Michael Meyers, the character from Halloween, scares the living daylights out of me. Still does. Probably always will. I am sure he is standing in my back yard when I let the dog out at night. He’s there. I promise! I am a textbook scaredy cat. Always have been. And I don’t seem to be getting any braver as I age. But, today, we marketers have our own boogeymen… too many choices, technology purchasing decisions, and (gulp!) being measured…

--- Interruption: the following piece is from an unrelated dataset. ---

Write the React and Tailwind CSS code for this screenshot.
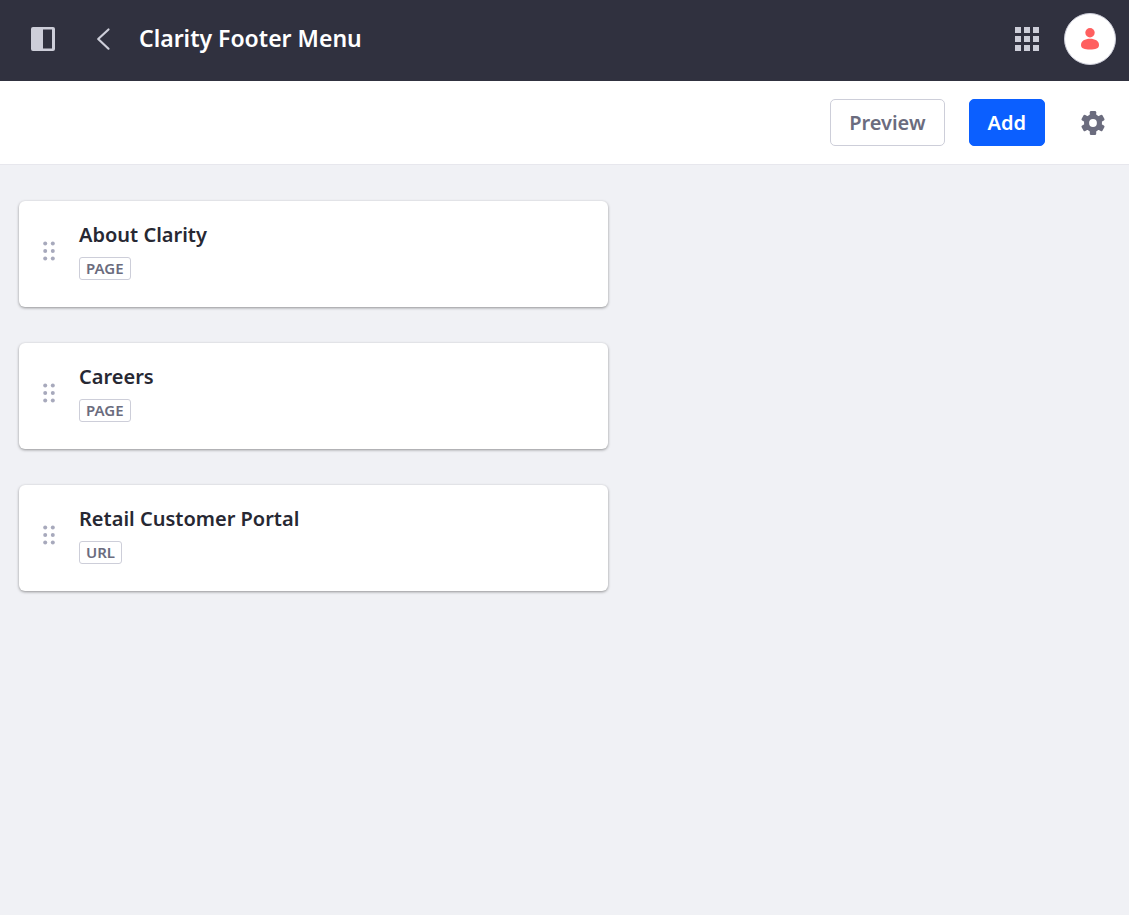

And like Michael Meyers, I think this is the stuff of modern marketing nightmares: Being accountable to a result of a campaign. I know it makes marketing leaders shudder. Because the CEO is asking what that campaign bought him. There are so many choices and channels out there in the digital and social landscape that many marketers wake in a cold sweat hoping they choose the right one. Then you layer over that the idea that these things need to net a measurable result and cue blood-curdling scream!
Twisting the knife
According to an Accenture study, 1 in 5 marketers scored themselves below average in terms of quantifying ROI. Meaning 20% of CMOs think they are doing a poor job of quantify their marketing spend. People in the C-suite are asking, but they can’t get the data. Couple this with unprecedented pressure from consumers to get a “personal” experience (without being tracked), and a decreasing share of wallet, many CMOs are feeling unprecedented pressure to perform in a measurable way.
There are so many roadblocks and challenges to getting the data and measuring the digital marketing spend. And the challenge is multi-faceted. On one side, there’s tracking. Tracking is absolutely awesome-sauce to marketers. We love it! We need it! We cannot live without it! But, to consumers, it is being elevated to “F-bomb” vitriol. Basically, we marketers want to track our consumers. These same consumers want anonymity, until they are ready to buy from us. To funnel is meaningless to consumers. As I mentioned in an earlier post, consumers just want their darned toothpaste without a RFID chip inserted into their arm! Is there middle ground? You bet. Are we there yet? Nope.
Secondly, so many of the systems that are in place for marketing organizations are generally walled gardens that do NOT readily share data. Passing data from social interactions to the CRM to the sales database is no small undertaking. It would require (challenge #3) us to engage the over-burdened IT group in embarking on a project to get these systems that we bought many years ago to talk to one another. And the IT workload means that project would be slated for 2017.
So, we get to the truly scary part…what if we find out that our campaigns, strategies and programs are… NOT WORKING?!?! The biggest nightmare of all. What if we get all these roadblocks out of the way? What if we find a way to elegantly track our consumers? A way that is not creepy or intrusive. What if our systems are talking to each other because our IT team is suddenly has bandwidth? And then we discover that the very expensive, beautiful ad campaign didn’t even come close to paying for itself. Eek, I just shivered!
Making decisions based in fear
However, I like to think of this inversely. Instead of being the girl that twists her ankle running away from the monster, I grab my own knife and start running after him! Because I refuse to make decisions based in fear. I like to think about what we can learn from metrics. Instead of thinking we might learn that things don’t work, we might learn a baseline from which to grow. Let’s say that the ad didn’t make its money back. Ok, well, now we have discovered what that type of ad produced “pre-analytics”. And we can take this knowledge and build an ad with a result in mind. A result better designed to best the previous ad’s result.
Having our marketing campaigns measured shouldn’t be the equivalent of Michael Meyers standing in my backyard. (Seriously, he’s there.) Measuring an ad or social update should be viewed as just that; a measurement. Something from which you can optimize and grow. Something from which you can use to make the future of your company more prosperous. And something from which you can correlate to sales so that the marketing budget is growing and the C-suite knows that marketing is making a profound financial impact on the business. So that leaders can know when the brand makes a status update on social channels, the business can expect to reap specific monetary rewards. Nightmare no more. That is a love story.